LePad to run Android 3.0?

The status of Lenovo's rather cute'n'skinny Skylight netbook may be uncertain, but the Chinese computer maker has at least committed itself to release an iPad alternative by the end of the year.

Apparently, Lenovo has confirmed the debut of "LePad" - Lenovo's answer to the iPad in much the same way its LePhone targets the iPhone - and that it will be based on Android, IDG reports.

The LePhone is sold only in China, but there's no sign yet that the LePad will be similarly restricted to this one territory, big though it is.

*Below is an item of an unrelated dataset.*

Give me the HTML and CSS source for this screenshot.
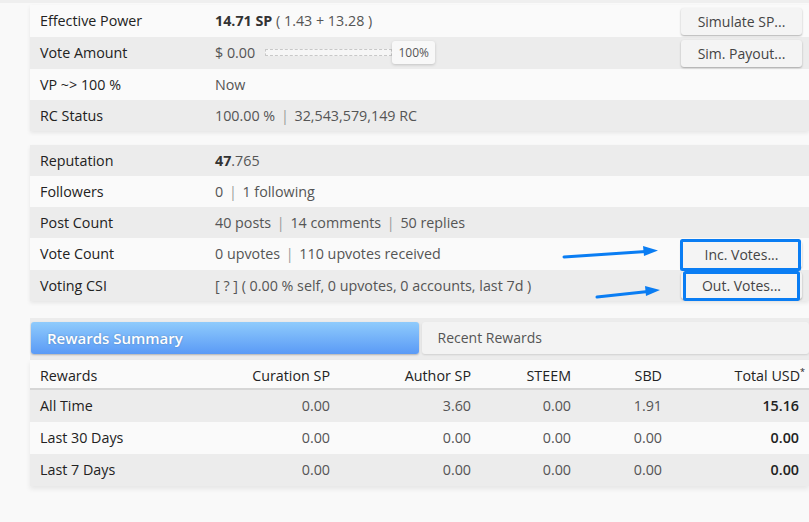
FILE: index.html
```html
<!DOCTYPE html>
<html lang="en">
<head>
<meta charset="utf-8">
<title>Account Info</title>
<link rel="stylesheet" href="styles.css">
</head>
<body>
<div class="topstrip"></div>
<div class="page">
  <div class="card">
    <div class="row light">
      <div class="label">Effective Power</div>
      <div class="value"><b class="strong">14.71 SP</b> ( 1.43 + 13.28 )</div>
      <div class="action"><button class="btn">Simulate SP...</button></div>
    </div>
    <div class="row gray">
      <div class="label">Vote Amount</div>
      <div class="value slider-line">
        <span>$ 0.00</span>
        <span class="track"></span>
        <span class="thumb">100%</span>
      </div>
      <div class="action"><button class="btn">Sim. Payout...</button></div>
    </div>
    <div class="row light short">
      <div class="label">VP ~&gt; 100 %</div>
      <div class="value">Now</div>
    </div>
    <div class="row gray short">
      <div class="label">RC Status</div>
      <div class="value">100.00 % <span class="sep">|</span> 32,543,579,149 RC</div>
    </div>
  </div>

  <div class="card second">
    <div class="row gray short">
      <div class="label">Reputation</div>
      <div class="value"><b class="strong">47</b>.765</div>
    </div>
    <div class="row light short">
      <div class="label">Followers</div>
      <div class="value">0 <span class="sep">|</span> 1 following</div>
    </div>
    <div class="row gray short">
      <div class="label">Post Count</div>
      <div class="value">40 posts <span class="sep">|</span> 14 comments <span class="sep">|</span> 50 replies</div>
    </div>
    <div class="row light">
      <div class="label">Vote Count</div>
      <div class="value">0 upvotes <span class="sep">|</span> 110 upvotes received</div>
      <div class="action"><button class="btn">Inc. Votes...</button></div>
    </div>
    <div class="row gray short">
      <div class="label">Voting CSI</div>
      <div class="value">[ ? ] ( 0.00 % self, 0 upvotes, 0 accounts, last 7d )</div>
      <div class="action"><button class="btn">Out. Votes...</button></div>
    </div>
  </div>

  <div class="tabs">
    <div class="tab active">Rewards Summary</div>
    <div class="tab">Recent Rewards</div>
  </div>

  <table class="rewards">
    <colgroup>
      <col class="c1"><col class="c2"><col class="c3"><col class="c4"><col class="c5"><col class="c6">
    </colgroup>
    <thead>
      <tr>
        <th class="left">Rewards</th>
        <th>Curation SP</th>
        <th>Author SP</th>
        <th>STEEM</th>
        <th>SBD</th>
        <th class="total-head">Total USD<sup>*</sup></th>
      </tr>
    </thead>
    <tbody>
      <tr class="gray">
        <td class="left">All Time</td><td>0.00</td><td>3.60</td><td>0.00</td><td>1.91</td><td class="total">15.16</td>
      </tr>
      <tr class="light">
        <td class="left">Last 30 Days</td><td>0.00</td><td>0.00</td><td>0.00</td><td>0.00</td><td class="total">0.00</td>
      </tr>
      <tr class="gray">
        <td class="left">Last 7 Days</td><td>0.00</td><td>0.00</td><td>0.00</td><td>0.00</td><td class="total">0.00</td>
      </tr>
    </tbody>
  </table>
</div>

<!-- highlight marks drawn over the vote buttons -->
<svg class="marks" width="809" height="522" viewBox="0 0 809 522">
  <g fill="none" stroke="#0a7df3" stroke-width="3">
    <rect x="681.5" y="240.5" width="118" height="29" rx="1"/>
    <rect x="684.5" y="272.5" width="114" height="27" rx="1"/>
  </g>
  <g stroke="#0a7df3" stroke-width="3" stroke-linecap="round">
    <line x1="564" y1="257" x2="646" y2="251.5"/>
    <line x1="597" y1="297" x2="648" y2="291.5"/>
  </g>
  <g fill="#0a7df3">
    <polygon points="643,246 658,250.5 644,256"/>
    <polygon points="645,286 660,290 646,296"/>
  </g>
</svg>
</body>
</html>
```

FILE: styles.css
```css
html, body {
  margin: 0;
  padding: 0;
}

body {
  background: #f9f9f9;
  font-family: "Open Sans", "Noto Sans", sans-serif;
  font-size: 14.3px;
  color: #555;
  width: 809px;
  height: 522px;
  overflow: hidden;
  position: relative;
}

.topstrip {
  height: 3px;
  background: #efefef;
}

.page {
  padding: 2px 0 0 30px;
}

.card {
  background: #fafafa;
  box-shadow: 0 2px 4px rgba(0, 0, 0, 0.08);
}

.card.second {
  margin-top: 14px;
}

.row {
  display: grid;
  grid-template-columns: 185px 1fr 130px;
  align-items: center;
  height: 32px;
  box-sizing: border-box;
  padding-bottom: 1px;
}

.row.short {
  height: 31px;
}

.light {
  background: #fafafa;
}

.gray {
  background: #ececec;
}

.label {
  padding-left: 10px;
  color: #222;
}

.value {
  color: #555;
  white-space: nowrap;
}

.strong {
  color: #333;
  font-weight: 700;
}

.sep {
  color: #9a9a9a;
  margin: 0 2px;
}

.action {
  display: flex;
  justify-content: flex-end;
  padding-right: 7px;
  margin-top: 1px;
}

.btn {
  font-family: inherit;
  font-size: 14px;
  color: #444;
  background: #f4f4f4;
  border: none;
  border-radius: 3px;
  box-shadow: 0 1px 2px rgba(0, 0, 0, 0.3);
  width: 121px;
  height: 27px;
  padding: 0;
  cursor: pointer;
}

.slider-line {
  display: flex;
  align-items: center;
}

.track {
  display: inline-block;
  width: 127px;
  height: 7px;
  margin-left: 10px;
  border: 1px dashed #c8c8c8;
  background: #f6f6f6;
  box-sizing: border-box;
}

.thumb {
  display: inline-block;
  width: 43px;
  height: 23px;
  line-height: 23px;
  text-align: center;
  font-size: 12px;
  color: #555;
  background: #f8f8f8;
  border-radius: 3px;
  box-shadow: 0 1px 3px rgba(0, 0, 0, 0.18);
}

.tabs {
  display: flex;
  gap: 3px;
  margin-top: 17px;
  padding: 4px 0 6px 1px;
  background: #ececec;
}

.tab {
  flex: 1;
  height: 32px;
  line-height: 32px;
  padding-left: 16px;
  border-radius: 3px;
  background: #f3f3f3;
  box-shadow: 0 1px 2px rgba(0, 0, 0, 0.12);
  color: #555;
  font-size: 14px;
}

.tab.active {
  background: linear-gradient(#8fcbfc, #5a9af6);
  color: #fff;
  font-weight: 600;
  font-size: 15px;
  text-shadow: 0 0 2px rgba(0, 0, 0, 0.25);
  box-shadow: 0 1px 2px rgba(0, 0, 0, 0.25);
}

.rewards {
  width: 779px;
  border-collapse: collapse;
  table-layout: fixed;
  background: #fafafa;
  box-shadow: 0 3px 5px rgba(0, 0, 0, 0.08);
}

.c1 { width: 160px; }
.c2 { width: 150px; }
.c3 { width: 141px; }
.c4 { width: 100px; }
.c5 { width: 91px; }
.c6 { width: 137px; }

.rewards th,
.rewards td {
  text-align: right;
  padding: 0 10px;
  white-space: nowrap;
}

.rewards th {
  height: 26px;
  font-weight: 400;
  color: #222;
  border-bottom: 2px solid #d6d6d6;
  padding-top: 2px;
}

.rewards td {
  height: 31px;
  padding-bottom: 1px;
  color: #555;
}

.rewards .left {
  text-align: left;
  color: #222;
}

.rewards th.total-head {
  padding-right: 4px;
}

.rewards sup {
  font-size: 9px;
  line-height: 0;
}

.rewards td.total {
  color: #222;
  font-weight: 600;
}

.marks {
  position: absolute;
  left: 0;
  top: 0;
  pointer-events: none;
}
```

The Skylight was originally due to go on sale in the US this past April, but a month later - and with no sign of the machine in shops - Lenovo said it was putting the project on hold, at least in the form shown up to that point, equipped as it was with a less well-known brand of Linux.

It implied the Skylight might yet make it to market with an alternative OS. Android may seem the most likely, but Google's other endeavour, Chrome OS, shouldn't be ruled out, especially since the latter seems more geared toward keyboard-based devices than Android really is.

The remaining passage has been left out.